Kinetics of Reductive Degradation of Azo Dye by Zero-Valent Iron

Abstract

The kinetics of reductive degradation of two different azo dyes by zero-valent iron in aqueous solution were investigated using a laboratory-scale slurry reactor system. Both reductive degradations show pseudo first order reaction kinetics. A typical rate constant for the reactions is 0.735 min−1 for Acid Orange II and 0.694 min−1 for Acid Blue 113 at mixing speeds of 2000 revolutions per minute. The apparent rate constant (k) increased with both mixing speed and iron concentration but decreased with increased initial dissolved oxygen content and pH. The increase with iron concentration for both Acid Orange II and Acid Blue 113 is linear with correlation coefficients of 3 × 10−5mgl−1. The rate constant increases linearly with the inverse square root of mixing speed for both dyes—corresponding directly with increasing reaction rate with decreasing boundary layer thickness. Half lives for Acid Orange II correlate well with values reported in the literature.
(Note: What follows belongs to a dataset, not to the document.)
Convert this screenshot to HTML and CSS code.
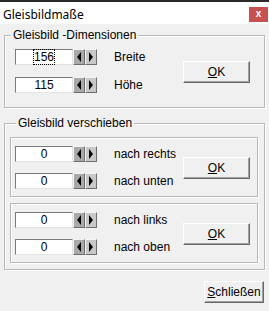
FILE: index.html
```
<!DOCTYPE html>
<html lang="de">
  <head>
    <meta charset="utf-8" />
    <title>Gleisbildmaße</title>
    <link rel="stylesheet" href="styles.css">
  </head>
  <body>
    <div class="window">
      <div class="titlebar">
        <span class="title">Gleisbildmaße</span>
        <span class="close">x</span>
      </div>

      <div class="dlg">
        <fieldset class="group">
          <legend>Gleisbild -Dimensionen</legend>
          <div class="block first">
            <div class="rows">
              <div class="row">
                <div class="edit"><span class="focus">156</span></div>
                <div class="spin"><span class="btn left"><i></i></span><span class="btn right"><i></i></span></div>
                <span class="lbl">Breite</span>
              </div>
              <div class="row">
                <div class="edit">115</div>
                <div class="spin"><span class="btn left"><i></i></span><span class="btn right"><i></i></span></div>
                <span class="lbl">Höhe</span>
              </div>
            </div>
            <button type="button" class="push"><u>O</u>K</button>
          </div>
        </fieldset>

        <fieldset class="group second">
          <legend>Gleisbild verschieben</legend>
          <div class="inner">
            <div class="rows">
              <div class="row">
                <div class="edit">0</div>
                <div class="spin"><span class="btn left"><i></i></span><span class="btn right"><i></i></span></div>
                <span class="lbl">nach rechts</span>
              </div>
              <div class="row">
                <div class="edit">0</div>
                <div class="spin"><span class="btn left"><i></i></span><span class="btn right"><i></i></span></div>
                <span class="lbl">nach unten</span>
              </div>
            </div>
            <button type="button" class="push"><u>O</u>K</button>
          </div>
          <div class="inner">
            <div class="rows">
              <div class="row">
                <div class="edit">0</div>
                <div class="spin"><span class="btn left"><i></i></span><span class="btn right"><i></i></span></div>
                <span class="lbl">nach links</span>
              </div>
              <div class="row">
                <div class="edit">0</div>
                <div class="spin"><span class="btn left"><i></i></span><span class="btn right"><i></i></span></div>
                <span class="lbl">nach oben</span>
              </div>
            </div>
            <button type="button" class="push"><u>O</u>K</button>
          </div>
        </fieldset>

        <div class="footer">
          <button type="button" class="push close-btn"><u>S</u>chließen</button>
        </div>
      </div>
    </div>
  </body>
</html>
```

FILE: styles.css
```
html, body {
  margin: 0;
  padding: 0;
}
body {
  width: 269px;
  height: 311px;
  overflow: hidden;
  background: #f0f0f0;
  font-family: "Liberation Sans", Arial, sans-serif;
  font-size: 11px;
  color: #000;
}
.window {
  height: 311px;
  border-top: 2px solid #2b2b2b;
  box-sizing: border-box;
}
.titlebar {
  height: 22px;
  background: #fff;
  display: flex;
  justify-content: space-between;
}
.title {
  font-family: "Noto Sans", sans-serif;
  font-size: 12px;
  padding: 4px 0 0 3px;
}
.close {
  width: 19px;
  height: 15px;
  margin-top: 5px;
  margin-right: 1px;
  background: #c75050;
  color: #fff;
  font-weight: bold;
  font-size: 10px;
  text-align: center;
  line-height: 14px;
}

.dlg {
  padding-top: 4px;
}
.group {
  margin: 0 4px;
  padding: 0;
  border: 1px solid #b9b9b9;
  box-shadow: inset 1px 1px #fff, 1px 1px #fff;
  min-width: 0;
}
.group legend {
  margin-left: 6px;
  padding: 0 2px;
  font-size: 12px;
  font-family: "Liberation Sans", Arial, sans-serif;
  color: #000;
}
.second {
  margin-top: 8px;
  padding: 7px 6px 6px 5px;
}

.block {
  display: flex;
  align-items: center;
  padding: 7px 0 14px 10px;
}
.inner {
  display: flex;
  align-items: center;
  height: 60px;
  box-sizing: border-box;
  padding: 0 0 0 4px;
  border: 1px solid #b9b9b9;
  box-shadow: inset 1px 1px #fff, 1px 1px #fff;
}
.inner + .inner {
  margin-top: 6px;
}
.rows {
  width: 168px;
  display: flex;
  flex-direction: column;
  gap: 11px;
}
.first .rows {
  gap: 12px;
}
.row {
  display: flex;
  align-items: center;
  height: 16px;
}
.edit {
  width: 58px;
  height: 16px;
  box-sizing: border-box;
  background: #fff;
  border: 1px solid;
  border-color: #7a7a7a #e3e3e3 #e3e3e3 #7a7a7a;
  text-align: center;
  font-size: 12px;
  line-height: 14px;
}
.focus {
  outline: 1px dotted #000;
  outline-offset: 0;
}
.spin {
  display: flex;
  height: 16px;
}
.btn {
  width: 12px;
  height: 16px;
  box-sizing: border-box;
  background: #c8c8c8;
  border: 1px solid;
  border-color: #f4f4f4 #6e6e6e #6e6e6e #f4f4f4;
  display: flex;
  align-items: center;
  justify-content: center;
}
.btn.left {
  background: #a9a9a9;
}
.btn i {
  width: 0;
  height: 0;
  border-top: 5px solid transparent;
  border-bottom: 5px solid transparent;
}
.left i {
  border-right: 4px solid #000;
}
.right i {
  border-left: 4px solid #000;
}
.lbl {
  margin-left: 17px;
  font-size: 12px;
}

.push {
  width: 67px;
  height: 22px;
  padding: 0;
  background: #f0f0f0;
  border: 1px solid;
  border-color: #fff #696969 #696969 #fff;
  box-shadow: inset -1px -1px #a0a0a0;
  font-family: "Liberation Sans", Arial, sans-serif;
  font-size: 12px;
  color: #000;
  margin-top: 2px;
}
.footer {
  display: flex;
  justify-content: flex-end;
  padding: 11px 5px 0 0;
}
.close-btn {
  width: 60px;
  margin-top: 0;
}
```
These figures demonstrate the mass transfer limitation and surface dependency of these heterogeneous reactions and show the trends that it is necessary to understand in order to address them for commercial application. The effect of mass transfer on reaction rate is described qualitatively in terms of mass transfer theory and quantitatively in terms of the empirical Sherwood number and thickness of the stagnant boundary layer that adheres to the iron particle. The effect of surface passivation is shown quantitatively in terms of initial dissolved oxygen content of the aqueous phase.